>> Start DATASET EXCERPT

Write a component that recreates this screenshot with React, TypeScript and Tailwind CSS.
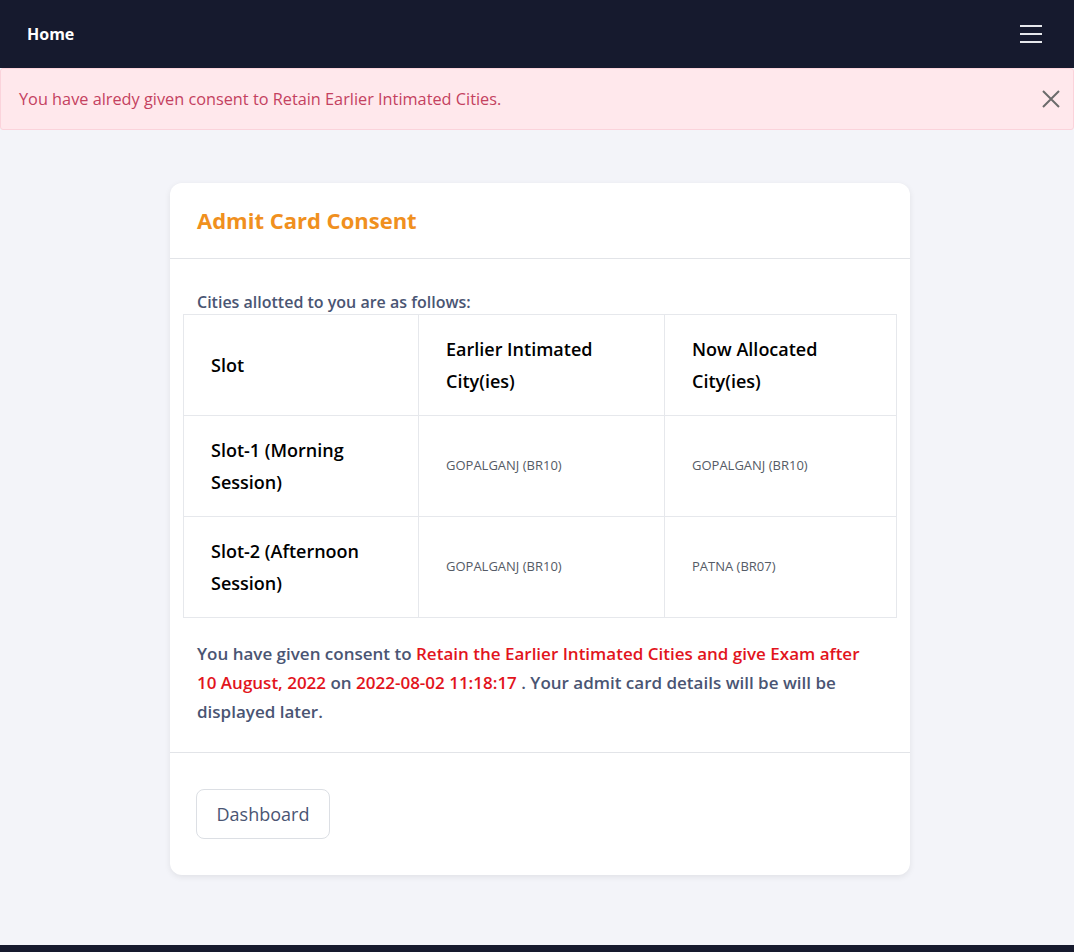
import React from "react";

const rows = [
  { slot: "Slot-1 (Morning Session)", earlier: "GOPALGANJ (BR10)", now: "GOPALGANJ (BR10)" },
  { slot: "Slot-2 (Afternoon Session)", earlier: "GOPALGANJ (BR10)", now: "PATNA (BR07)" },
];

function MenuIcon() {
  return (
    <svg width="24" height="20" viewBox="0 0 24 20" fill="none" stroke="#e5e7eb" strokeWidth="2">
      <path d="M1 2h22M1 10h22M1 18h22" />
    </svg>
  );
}

function CloseIcon() {
  return (
    <svg width="20" height="20" viewBox="0 0 20 20" fill="none" stroke="#6b6b6b" strokeWidth="2">
      <path d="M2 2l16 16M18 2L2 18" />
    </svg>
  );
}

const cell = "border border-[#e6e8ec] pl-[27px] pr-4 text-left";

export default function App() {
  return (
    <div
      className="min-h-[952px] flex flex-col bg-[#f3f4f9]"
      style={{ fontFamily: "'Open Sans', 'Noto Sans', sans-serif" }}
    >
      <nav className="h-[68px] bg-[#161a2e] flex items-center justify-between px-[27px] pr-[31px]">
        <span className="text-white font-bold text-[16px]">Home</span>
        <MenuIcon />
      </nav>

      <div className="h-[62px] bg-[#ffe8ec] border border-[#fbd3db] rounded-[3px] flex items-center justify-between pl-[18px] pr-[12px]">
        <span className="text-[16.3px] text-[#c4415f]">
          You have alredy given consent to Retain Earlier Intimated Cities.
        </span>
        <CloseIcon />
      </div>

      <main className="flex-1 flex justify-center pl-[6px] pt-[53px] pb-[70px]">
        <div className="w-[740px] bg-white rounded-[12px] shadow-[0_2px_6px_rgba(0,0,0,0.08)] self-start">
          <div className="h-[76px] border-b border-[#e2e4e8] flex items-center px-[27px]">
            <h1 className="text-[22px] font-bold text-[#f0901e]">Admit Card Consent</h1>
          </div>

          <div className="px-[13px] pt-[31px] pb-[26px] border-b border-[#e2e4e8]">
            <p className="px-[14px] text-[16px] font-semibold text-[#4a5573] leading-[24px]">
              Cities allotted to you are as follows:
            </p>
            <table className="w-full border-collapse">
              <thead>
                <tr className="h-[101px]">
                  <th className={`${cell} w-[235px] text-[18px] font-semibold text-black leading-[32px]`}>
                    Slot
                  </th>
                  <th className={`${cell} w-[246px] text-[18px] font-semibold text-black leading-[32px]`}>
                    Earlier Intimated City(ies)
                  </th>
                  <th className={`${cell} text-[18px] font-semibold text-black leading-[32px]`}>
                    Now Allocated City(ies)
                  </th>
                </tr>
              </thead>
              <tbody>
                {rows.map((r) => (
                  <tr key={r.slot} className="h-[101px]">
                    <td className={`${cell} text-[18px] font-semibold text-black leading-[32px]`}>
                      {r.slot}
                    </td>
                    <td className={`${cell} text-[13px] text-[#555b66]`}>{r.earlier}</td>
                    <td className={`${cell} text-[13px] text-[#555b66]`}>{r.now}</td>
                  </tr>
                ))}
              </tbody>
            </table>
            <p className="px-[14px] mt-[21px] text-[17px] font-semibold text-[#4a5573] leading-[29px]">
              You have given consent to{" "}
              <span className="text-[#e2141c]">
                Retain the Earlier Intimated Cities and give Exam after 10 August, 2022
              </span>{" "}
              on <span className="text-[#e2141c]">2022-08-02 11:18:17</span> . Your admit card
              details will be will be displayed later.
            </p>
          </div>

          <div className="px-[26px] pt-[36px] pb-[36px]">
            <button className="h-[50px] w-[134px] border border-[#dcdfe4] rounded-[8px] text-[18px] font-medium text-[#4a5573]">
              Dashboard
            </button>
          </div>
        </div>
      </main>

      <footer className="h-[7px] bg-[#161a2e]" />
    </div>
  );
}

>> End DATASET EXCERPT

> _WRITTEN TASK_
Go through the listing above line by line and say how many lines hold the word "React". Reply with that number only.

> _TASK RESPONSE_
2